### [THE TASK]
Copy all lines in which the word "React" can be found.

Interface markup and scripts

┌────────

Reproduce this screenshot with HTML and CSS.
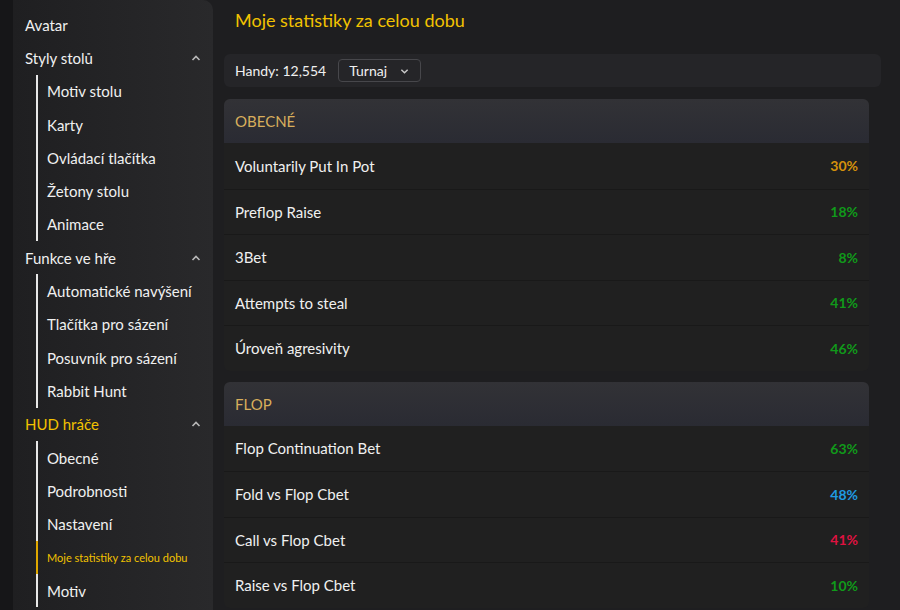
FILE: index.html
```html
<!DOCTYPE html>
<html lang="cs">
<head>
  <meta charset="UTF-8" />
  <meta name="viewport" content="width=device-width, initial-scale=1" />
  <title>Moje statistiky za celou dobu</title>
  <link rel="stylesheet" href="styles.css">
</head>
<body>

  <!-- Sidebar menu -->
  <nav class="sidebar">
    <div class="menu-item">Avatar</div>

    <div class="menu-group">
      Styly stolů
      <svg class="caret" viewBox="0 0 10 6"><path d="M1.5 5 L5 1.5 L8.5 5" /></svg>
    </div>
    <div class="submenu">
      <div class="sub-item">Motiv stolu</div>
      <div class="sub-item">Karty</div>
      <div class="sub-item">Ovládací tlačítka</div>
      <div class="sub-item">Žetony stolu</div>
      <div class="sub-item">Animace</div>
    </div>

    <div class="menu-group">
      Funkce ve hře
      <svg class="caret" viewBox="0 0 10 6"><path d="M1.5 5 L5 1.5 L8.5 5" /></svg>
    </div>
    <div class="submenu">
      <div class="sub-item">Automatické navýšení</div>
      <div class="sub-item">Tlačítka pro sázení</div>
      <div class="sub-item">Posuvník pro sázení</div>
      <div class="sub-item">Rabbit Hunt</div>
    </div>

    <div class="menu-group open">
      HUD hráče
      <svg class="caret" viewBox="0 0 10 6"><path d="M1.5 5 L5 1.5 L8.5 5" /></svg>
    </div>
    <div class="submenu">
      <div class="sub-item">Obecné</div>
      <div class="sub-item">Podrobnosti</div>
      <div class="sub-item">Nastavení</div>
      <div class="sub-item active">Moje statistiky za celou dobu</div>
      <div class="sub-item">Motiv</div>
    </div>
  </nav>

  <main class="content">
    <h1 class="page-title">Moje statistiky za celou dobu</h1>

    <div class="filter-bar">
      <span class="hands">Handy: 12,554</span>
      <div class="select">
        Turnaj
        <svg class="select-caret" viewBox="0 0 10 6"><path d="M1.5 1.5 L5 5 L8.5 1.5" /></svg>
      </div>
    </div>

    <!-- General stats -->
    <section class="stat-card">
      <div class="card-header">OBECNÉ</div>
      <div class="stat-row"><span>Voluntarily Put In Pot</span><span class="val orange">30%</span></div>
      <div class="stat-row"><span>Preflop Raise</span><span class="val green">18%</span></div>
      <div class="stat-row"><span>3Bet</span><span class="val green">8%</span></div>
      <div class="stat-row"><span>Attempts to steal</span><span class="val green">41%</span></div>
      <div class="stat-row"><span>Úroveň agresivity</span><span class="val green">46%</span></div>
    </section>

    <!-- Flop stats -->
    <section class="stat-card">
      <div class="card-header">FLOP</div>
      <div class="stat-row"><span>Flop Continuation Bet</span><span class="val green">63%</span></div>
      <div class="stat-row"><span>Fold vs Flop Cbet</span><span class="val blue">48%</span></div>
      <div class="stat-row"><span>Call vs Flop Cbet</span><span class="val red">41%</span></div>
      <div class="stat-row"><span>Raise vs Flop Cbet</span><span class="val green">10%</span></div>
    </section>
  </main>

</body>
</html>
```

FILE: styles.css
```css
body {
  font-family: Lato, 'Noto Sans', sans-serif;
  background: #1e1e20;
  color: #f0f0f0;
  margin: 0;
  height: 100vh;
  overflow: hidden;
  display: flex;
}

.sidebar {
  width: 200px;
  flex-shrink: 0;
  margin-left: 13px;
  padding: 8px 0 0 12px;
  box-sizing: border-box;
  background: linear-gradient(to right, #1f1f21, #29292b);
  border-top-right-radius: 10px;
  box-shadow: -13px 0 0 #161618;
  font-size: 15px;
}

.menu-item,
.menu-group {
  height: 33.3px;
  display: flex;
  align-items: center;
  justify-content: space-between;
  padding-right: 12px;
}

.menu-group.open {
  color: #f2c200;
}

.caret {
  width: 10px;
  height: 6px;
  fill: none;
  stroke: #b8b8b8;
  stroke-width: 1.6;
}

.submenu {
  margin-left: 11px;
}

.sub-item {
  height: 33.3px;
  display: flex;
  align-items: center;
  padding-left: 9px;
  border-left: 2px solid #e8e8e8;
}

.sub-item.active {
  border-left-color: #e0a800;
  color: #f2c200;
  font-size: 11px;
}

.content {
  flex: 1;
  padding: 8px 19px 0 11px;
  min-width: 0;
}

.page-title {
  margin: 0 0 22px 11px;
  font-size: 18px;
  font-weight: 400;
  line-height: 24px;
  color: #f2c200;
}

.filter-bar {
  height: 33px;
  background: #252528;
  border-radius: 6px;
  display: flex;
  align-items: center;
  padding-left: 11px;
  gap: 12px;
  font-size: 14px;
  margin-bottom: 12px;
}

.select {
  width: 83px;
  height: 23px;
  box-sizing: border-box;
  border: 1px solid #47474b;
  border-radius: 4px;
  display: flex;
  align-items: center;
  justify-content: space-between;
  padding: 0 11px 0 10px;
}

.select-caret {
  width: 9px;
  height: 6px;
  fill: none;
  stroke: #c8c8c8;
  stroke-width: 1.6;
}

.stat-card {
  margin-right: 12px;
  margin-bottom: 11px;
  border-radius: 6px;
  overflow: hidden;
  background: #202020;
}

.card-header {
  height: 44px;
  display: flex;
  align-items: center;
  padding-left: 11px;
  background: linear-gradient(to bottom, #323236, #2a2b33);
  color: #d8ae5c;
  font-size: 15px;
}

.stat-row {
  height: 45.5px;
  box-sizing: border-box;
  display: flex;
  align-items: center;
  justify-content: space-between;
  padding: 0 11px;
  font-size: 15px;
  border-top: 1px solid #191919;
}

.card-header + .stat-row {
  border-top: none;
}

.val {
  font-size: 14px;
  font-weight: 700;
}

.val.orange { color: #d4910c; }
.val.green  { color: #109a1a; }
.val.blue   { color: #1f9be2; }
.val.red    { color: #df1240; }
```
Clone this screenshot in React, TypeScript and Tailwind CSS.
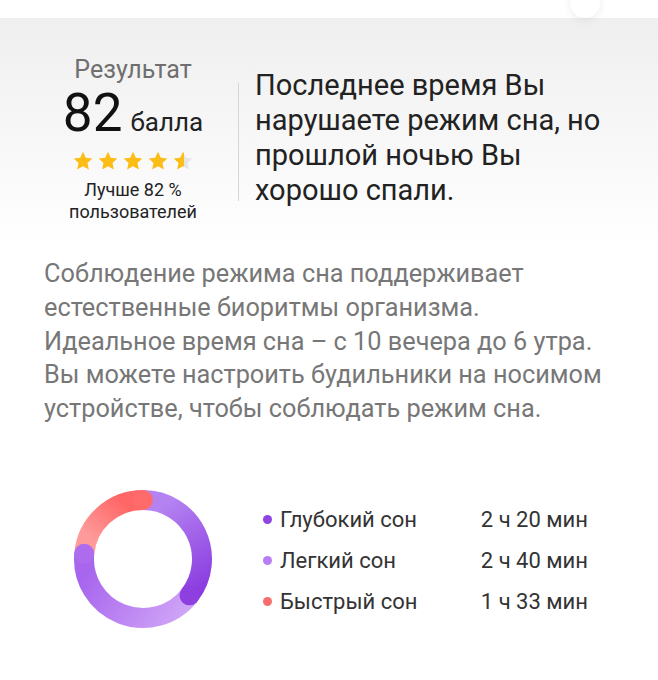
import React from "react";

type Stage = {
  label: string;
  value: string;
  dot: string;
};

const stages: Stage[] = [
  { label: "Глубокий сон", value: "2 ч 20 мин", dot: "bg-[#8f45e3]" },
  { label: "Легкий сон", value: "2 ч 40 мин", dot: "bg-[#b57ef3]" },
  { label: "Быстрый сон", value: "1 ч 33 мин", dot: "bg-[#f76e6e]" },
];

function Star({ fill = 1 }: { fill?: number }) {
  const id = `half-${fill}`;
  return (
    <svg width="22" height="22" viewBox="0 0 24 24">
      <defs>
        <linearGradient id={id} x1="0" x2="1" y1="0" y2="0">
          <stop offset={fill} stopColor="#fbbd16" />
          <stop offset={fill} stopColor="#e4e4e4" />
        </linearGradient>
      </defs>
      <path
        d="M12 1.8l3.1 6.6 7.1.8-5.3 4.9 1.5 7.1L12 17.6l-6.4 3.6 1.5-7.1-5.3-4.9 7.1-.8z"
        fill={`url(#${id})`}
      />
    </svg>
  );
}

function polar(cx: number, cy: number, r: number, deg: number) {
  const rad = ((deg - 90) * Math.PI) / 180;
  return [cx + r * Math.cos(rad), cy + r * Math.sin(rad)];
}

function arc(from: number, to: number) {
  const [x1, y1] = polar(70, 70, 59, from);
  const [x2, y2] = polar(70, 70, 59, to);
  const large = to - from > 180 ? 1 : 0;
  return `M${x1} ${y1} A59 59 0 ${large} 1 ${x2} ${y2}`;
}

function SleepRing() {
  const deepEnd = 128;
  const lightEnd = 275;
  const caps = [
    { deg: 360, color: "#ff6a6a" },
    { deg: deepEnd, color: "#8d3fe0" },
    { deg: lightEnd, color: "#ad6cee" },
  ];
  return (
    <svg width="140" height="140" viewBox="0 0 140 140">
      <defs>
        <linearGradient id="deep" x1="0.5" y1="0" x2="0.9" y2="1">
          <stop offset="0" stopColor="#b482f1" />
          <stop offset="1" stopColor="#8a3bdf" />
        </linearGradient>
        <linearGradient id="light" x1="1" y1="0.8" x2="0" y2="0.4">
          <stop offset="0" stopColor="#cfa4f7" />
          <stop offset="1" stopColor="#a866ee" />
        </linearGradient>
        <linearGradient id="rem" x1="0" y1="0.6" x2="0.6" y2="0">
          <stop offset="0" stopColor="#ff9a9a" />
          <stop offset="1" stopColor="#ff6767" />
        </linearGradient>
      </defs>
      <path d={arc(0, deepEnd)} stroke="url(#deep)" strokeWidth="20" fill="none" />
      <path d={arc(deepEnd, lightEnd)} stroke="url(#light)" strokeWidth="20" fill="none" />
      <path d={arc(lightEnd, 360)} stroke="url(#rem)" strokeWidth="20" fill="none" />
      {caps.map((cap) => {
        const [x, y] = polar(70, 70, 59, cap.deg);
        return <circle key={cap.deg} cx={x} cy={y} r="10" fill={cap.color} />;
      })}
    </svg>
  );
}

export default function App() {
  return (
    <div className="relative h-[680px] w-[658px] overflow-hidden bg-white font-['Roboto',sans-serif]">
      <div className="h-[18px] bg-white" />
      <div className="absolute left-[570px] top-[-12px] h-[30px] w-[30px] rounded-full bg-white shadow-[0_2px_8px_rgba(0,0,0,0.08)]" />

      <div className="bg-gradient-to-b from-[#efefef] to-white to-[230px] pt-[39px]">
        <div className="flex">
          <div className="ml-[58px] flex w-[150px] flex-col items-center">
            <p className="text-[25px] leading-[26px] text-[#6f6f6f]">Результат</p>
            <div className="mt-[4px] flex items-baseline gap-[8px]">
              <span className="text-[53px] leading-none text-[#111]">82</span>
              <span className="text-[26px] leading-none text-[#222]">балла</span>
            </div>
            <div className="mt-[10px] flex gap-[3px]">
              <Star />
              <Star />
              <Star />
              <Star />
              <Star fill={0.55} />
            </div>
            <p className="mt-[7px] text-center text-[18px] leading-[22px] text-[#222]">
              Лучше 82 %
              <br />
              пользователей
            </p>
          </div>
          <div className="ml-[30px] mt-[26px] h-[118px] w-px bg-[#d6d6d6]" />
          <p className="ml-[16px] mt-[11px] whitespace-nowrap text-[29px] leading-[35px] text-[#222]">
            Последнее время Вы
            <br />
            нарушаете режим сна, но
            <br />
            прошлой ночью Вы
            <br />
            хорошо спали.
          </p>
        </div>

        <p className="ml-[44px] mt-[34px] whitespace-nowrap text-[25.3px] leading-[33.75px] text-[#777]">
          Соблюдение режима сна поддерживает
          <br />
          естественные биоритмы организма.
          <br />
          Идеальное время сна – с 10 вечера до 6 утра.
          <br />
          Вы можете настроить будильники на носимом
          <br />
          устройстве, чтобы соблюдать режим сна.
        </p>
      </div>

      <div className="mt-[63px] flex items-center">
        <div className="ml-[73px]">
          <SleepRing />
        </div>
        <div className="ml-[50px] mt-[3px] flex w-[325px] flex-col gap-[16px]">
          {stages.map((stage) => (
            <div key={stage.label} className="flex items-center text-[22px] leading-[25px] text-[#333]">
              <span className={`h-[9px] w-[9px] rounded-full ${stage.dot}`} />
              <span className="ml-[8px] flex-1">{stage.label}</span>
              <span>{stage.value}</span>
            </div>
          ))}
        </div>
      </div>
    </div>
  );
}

└────────

### [RESULT]
Clone this screenshot in React, TypeScript and Tailwind CSS.
import React from "react";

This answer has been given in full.